**Short task**:
Pictures stay out of the copy; restate everything else in the material exactly.

**Stored data**:
________________
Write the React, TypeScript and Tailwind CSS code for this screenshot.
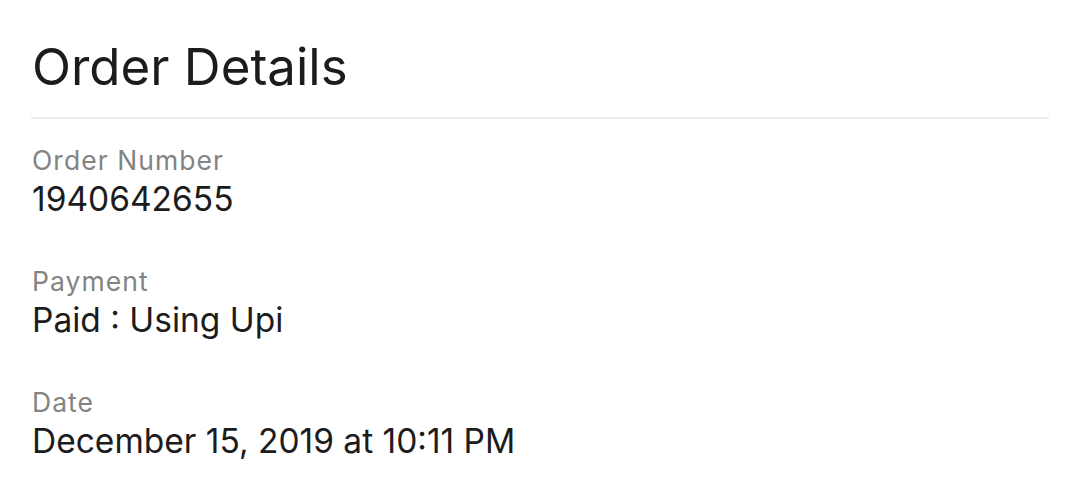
export default function App() {
  const rows = [
    { label: 'Order Number', value: '1940642655' },
    { label: 'Payment', value: 'Paid : Using Upi' },
    { label: 'Date', value: 'December 15, 2019 at 10:11 PM' },
  ];
  return (
    <div className="w-[1080px] h-[501px] bg-white px-[31px] font-['Inter',sans-serif]">
      <h1 className="pt-[36px] pl-[1px] text-[51px] leading-[62px] text-[#1c1c1c] font-normal">Order Details</h1>
      <div className="mt-[19px] h-[2px] bg-[#ececec]" />
      <div className="flex flex-col gap-[43px] pt-[24px] pl-[1px]">
        {rows.map((r) => (
          <div key={r.label} className="flex flex-col">
            <span className="text-[26.5px] leading-[34px] tracking-[0.04em] text-[#838383]">{r.label}</span>
            <span className="text-[33.5px] leading-[44px] text-[#1c1c1c]">{r.value}</span>
          </div>
        ))}
      </div>
    </div>
  );
}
________________
**Response**:
Write the React, TypeScript and Tailwind CSS code for this screenshot.
export default function App() {
  const rows = [
    { label: 'Order Number', value: '1940642655' },
    { label: 'Payment', value: 'Paid : Using Upi' },
    { label: 'Date', value: 'December 15, 2019 at 10:11 PM' },
  ];
  return (
    <div className="w-[1080px] h-[501px] bg-white px-[31px] font-['Inter',sans-serif]">
      <h1 className="pt-[36px] pl-[1px] text-[51px] leading-[62px] text-[#1c1c1c] font-normal">Order Details</h1>
      <div className="mt-[19px] h-[2px] bg-[#ececec]" />
      <div className="flex flex-col gap-[43px] pt-[24px] pl-[1px]">
        {rows.map((r) => (
          <div key={r.label} className="flex flex-col">
            <span className="text-[26.5px] leading-[34px] tracking-[0.04em] text-[#838383]">{r.label}</span>
            <span className="text-[33.5px] leading-[44px] text-[#1c1c1c]">{r.value}</span>
          </div>
        ))}
      </div>
    </div>
  );
}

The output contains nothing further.